Living in a paranormal world

Posts tagged ‘J. Allen Boone’

Kinship with All Life

Kinship with All Life

by J. Allen Boone

1954, Harper & Brothers, New York

157 pages

This is one of the five books that had the most profound influence on my own spiritual growth during my childhood (which, for me, lasted until I graduated from high school, a few months shy of my seventeenth birthday).  I’m reviewing it for this blog, because at present, it seems that “animal communication” comes under the heading of “paranormal phenomena” in our mechanized, urbanized, excessively-explained world.  of course, my goal thorughout all these blog pieces, is to demonstrte that one person’s “paranormal” is another person’s “normal.”

Kinship with All Life is a deceptively small book, containing some really vast ideas within its few pages.  In it, Boone chronicles his own spiritual odyssey, from a very material-minded Hollywood-based writer and producer, to a pioneer of intuitive animal communication.  The catlyst — or perhaps a better word is guru — for Boone’s spiritual journey, was the canine movie star Strongheart — a German Shepherd Dog, a champion in Germany, extensively trained in police and military work.  He was imported to Hollywood as something of a speculative venture by a screenwriter-producer/dog trainer team (Jane Murfin and Larry Trimble), and soon became a sensation, starring in a number of silent films.

At one point, both Murfin and Trimble were called out of town, and Boone volunteered to step in as Strongheart’s caregiver.  At first, he was far from keen on the responsibility.  But almost immediately, Strongheart demonstrated such phenomenal intelligence, that the reluctant dogsitter was forced to completely reevaluate his attitude toward dogs, particularly this one. 

From the moment Strongheart walked into Boone’s house, he took charge of him and his life, even enforcing what times Boone should get up and retire.  Soon, he discovered that the dog was also able to “read his mind,” even when they were separated by solid house walls.  He even details a couple of incidents in which Strongheart was able to read other people’s minds, and then exposed them as fraudulent-minded criminals.

Before long, Boone became convinced that there was an important mental connection between himself and Strongheart, but that he was lacking some essential understanding that would make it a reality.  This sent him on a unique spiritual quest, reversing the traditional “man as trainer” role, to become, himself, a dog’s “student.”  He began to study his four-legged companion’s behavior in detail, noting down all his “qualities of abiding worth,” which emerged from an innate zest for life, and a talent for living in the moment. 

For me, the most moving passage has always been the one in which he describes discovering that Strongheart is actually meditating as they sit together on a mountain ledge ” … motionless but intensely alert … ears straight up … eyes and nose aimed forward … to my amazement, Strongheart was not watching anything below him … his gaze was focused on a point in the sky considerably above the horizon … something was holding the big dog’s attention … And it was giving him great satisfaction, great contentment, great peace of mind … ”

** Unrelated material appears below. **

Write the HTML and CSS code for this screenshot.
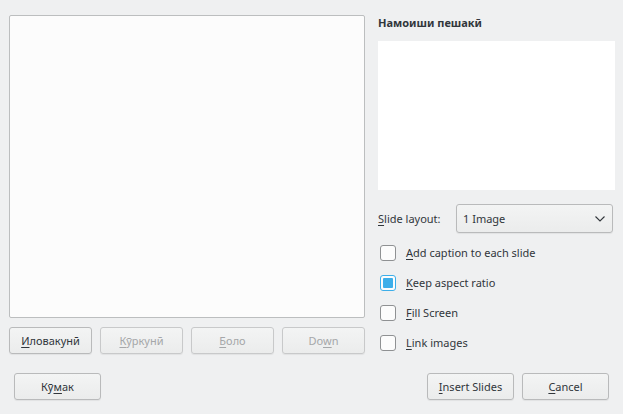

What Boone at length discovered in regard to animal communication, was the absolute necessity to set up a “two way bridge,” and be as humbly open to being taught by other creatures, as we expect them to be, with us.  In his view, once we can honestly accept that a being’s outward form is irrelevant to that being’s inner nature, the possibilities for love, trust, and learning from one another, are infinite.  In Boone’s words, ” … the Mind of the Universe is constantly speaking through all life and for the greater good of all life … thus did we cross each other’s boundaries, only to find that there were no boundaries … except in the dark illusions of the human senses.”

Interspersed throughout the book, are anecdotal encounters between Boone and a number of other people who, in his view, had much greater insights into animals than he himself ever achieved.  these include an old “Desert Rat,” a woman herpetologist, an Indian chief, a Bedouin chief, and a scientist who has an uncommon rapport with micro-organisms.  What he finds they all have in common, is a perception of the creatures in their lives, as being no different from themselves. 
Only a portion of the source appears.